Human autopsy samples

Human coronary arteries together with some of the surrounding tissue, were excised post mortem from patients likely to have extensive atherosclerosis. The samples were cut into 2–3 cm long pieces and fixed in formalin. All samples were anonymized and handled in accordance with the ethical permit (Regionala Etikprövningsnämnden in Stockholm 2015/684-31/2). 5 samples from 2 persons were used.

Propagation-based x-ray phase-contrast tomography arrangement

The arrangement for propagation-based x-ray phase-contrast tomography14,21,23 is depicted in Fig. 1. The setup consists of a microfocus x-ray source, a rotation stage for the autopsy sample and a high-resolution x-ray camera. As x-ray source, we used a MetalJet D2 (Excillum AB, Sweden) operated at 60 kV and 68 W, focused to a 8×32 µm spot on the galinstan jet, resulting in a 8×8 µm x-ray spot. The spectrum is dominated by the 9.2 keV Ga emission line. The rotation stage was a Newport URS50BCC (Newport, California) and the detector a Photonic Science VHR (Photonic Science, UK) CCD detector with 4008×2671 pixels with a pitch of 9 µm, fiber-optically coupled (1:1) to a 15 µm gadolinium oxysulfide scintillator. The detector point-spread function had a full-width-half-maximum (FWHM) of 27 µm.

Data acquisition

The samples were immobilized in a 10-mm diameter plastic tube, which was sealed in both ends to maintain a humid environment around the sample. The source-object-distance was 44.5 cm, and the source-detector-distance 100 cm. Thus, the magnification was M = 2.25, resulting in a 4.0 µm pixel size in the object plane. The detector-limited resolution in the object plane is 12 µm. For each tomographic dataset, 1800 projections were recorded over 180° with an exposure time of 15 s per projection. The total exposure time was 7.5 hours and the dose is approx. 2.6 Gy average in the soft tissue.

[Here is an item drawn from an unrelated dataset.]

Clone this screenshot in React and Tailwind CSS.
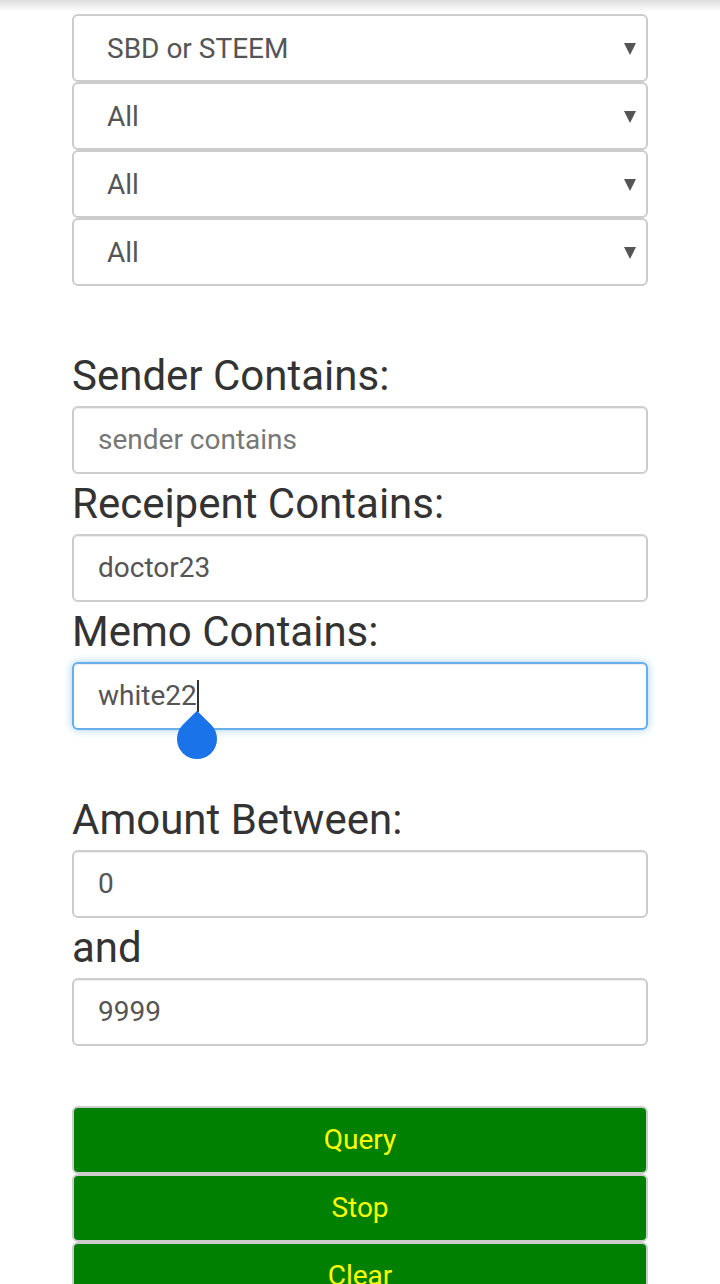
import React from 'react';

const font = { fontFamily: 'Roboto, "Liberation Sans", sans-serif' };

const SelectBox = ({ label }) => (
  <div className="relative flex h-[68px] items-center rounded-[6px] border-2 border-[#cccccc] bg-white pl-[33px] pt-[2px] text-[28px] text-[#555555]">
    <span>{label}</span>
    <svg className="absolute right-[10px] top-[27px]" width="12" height="12" viewBox="0 0 12 12">
      <path d="M0 0 L12 0 L6 12 Z" fill="#555555" />
    </svg>
  </div>
);

const Label = ({ children }) => (
  <div className="h-[60px] text-[42px] leading-[60px] text-[#333333]">{children}</div>
);

const TextBox = ({ value, placeholder, focused, caret }) => (
  <div
    className={`flex h-[68px] items-center rounded-[6px] border-2 bg-white pl-[24px] text-[28px] ${
      focused
        ? 'border-[#66afe9] shadow-[0_0_8px_rgba(102,175,233,0.6),inset_0_1px_1px_rgba(0,0,0,0.075)]'
        : 'border-[#cccccc] shadow-[inset_0_1px_1px_rgba(0,0,0,0.075)]'
    }`}
  >
    {value ? (
      <span className="text-[#555555]">{value}</span>
    ) : (
      <span className="text-[#777777]">{placeholder}</span>
    )}
    {caret && (
      <span className="relative inline-block h-[32px] w-[2px] bg-[#333333]">
        {/* text selection handle */}
        <span className="absolute left-[-20px] top-[39px] block h-[40px] w-[40px] rotate-45 rounded-full rounded-tl-none bg-[#1a73e8]" />
      </span>
    )}
  </div>
);

const Btn = ({ children }) => (
  <div className="flex h-[68px] items-center justify-center rounded-[6px] border-2 border-[#cccccc] bg-[#008000] text-[28px] text-[#ffff00]">
    {children}
  </div>
);

export default function App() {
  return (
    <div className="relative min-h-[1284px] overflow-hidden bg-white" style={font}>
      <div className="pointer-events-none absolute left-0 right-0 top-0 z-10 h-[12px] bg-linear-to-b from-[rgba(0,0,0,0.13)] to-transparent" />
      <div className="ml-[72px] flex w-[576px] flex-col pt-[14px]">
        <SelectBox label="SBD or STEEM" />
        <SelectBox label="All" />
        <SelectBox label="All" />
        <SelectBox label="All" />

        <div className="h-[60px]" />
        <Label>Sender Contains:</Label>
        <TextBox placeholder="sender contains" />
        <Label>Receipent Contains:</Label>
        <TextBox value="doctor23" />
        <Label>Memo Contains:</Label>
        <TextBox value="white22" focused caret />

        <div className="h-[60px]" />
        <Label>Amount Between:</Label>
        <TextBox value="0" />
        <Label>and</Label>
        <TextBox value="9999" />

        <div className="h-[60px]" />
        <Btn>Query</Btn>
        <Btn>Stop</Btn>
        <Btn>Clear</Btn>
      </div>
    </div>
  );
}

X-ray image reconstruction

The projection images were flat-field corrected, and phase retrieved using Paganin’s method29, with β/δ = 0.0045 and λ = 0.124 nm. The phase-retrieved images were tomographically reconstructed using Octopus Reconstruction (Inside Matters NV, Belgium). Grey scales have been adjusted for each image.


The samples were fixed in formalin prior to decalcification, dehydration, paraffin embedding, microtome sectioning and hematoxylin eosin staining using routine clinical histopathology procedures. The stained and mounted specimens were scanned using automated slide scanner (Panoramic SCAN, 3DHistech, Budapest, Hungary).

Image matching and analysis

The three-dimensional x-ray image stacks were analyzed by an experienced medical doctor (J.P.) and a physicist (W.V.), to find the best match with the histology images, using anatomical landmarks. All four authors (two MD and two physicists) evaluated the matched images to find, classify and analyze structures.

Data availability

Full imaging datasets are available upon reasonable request to the corresponding author.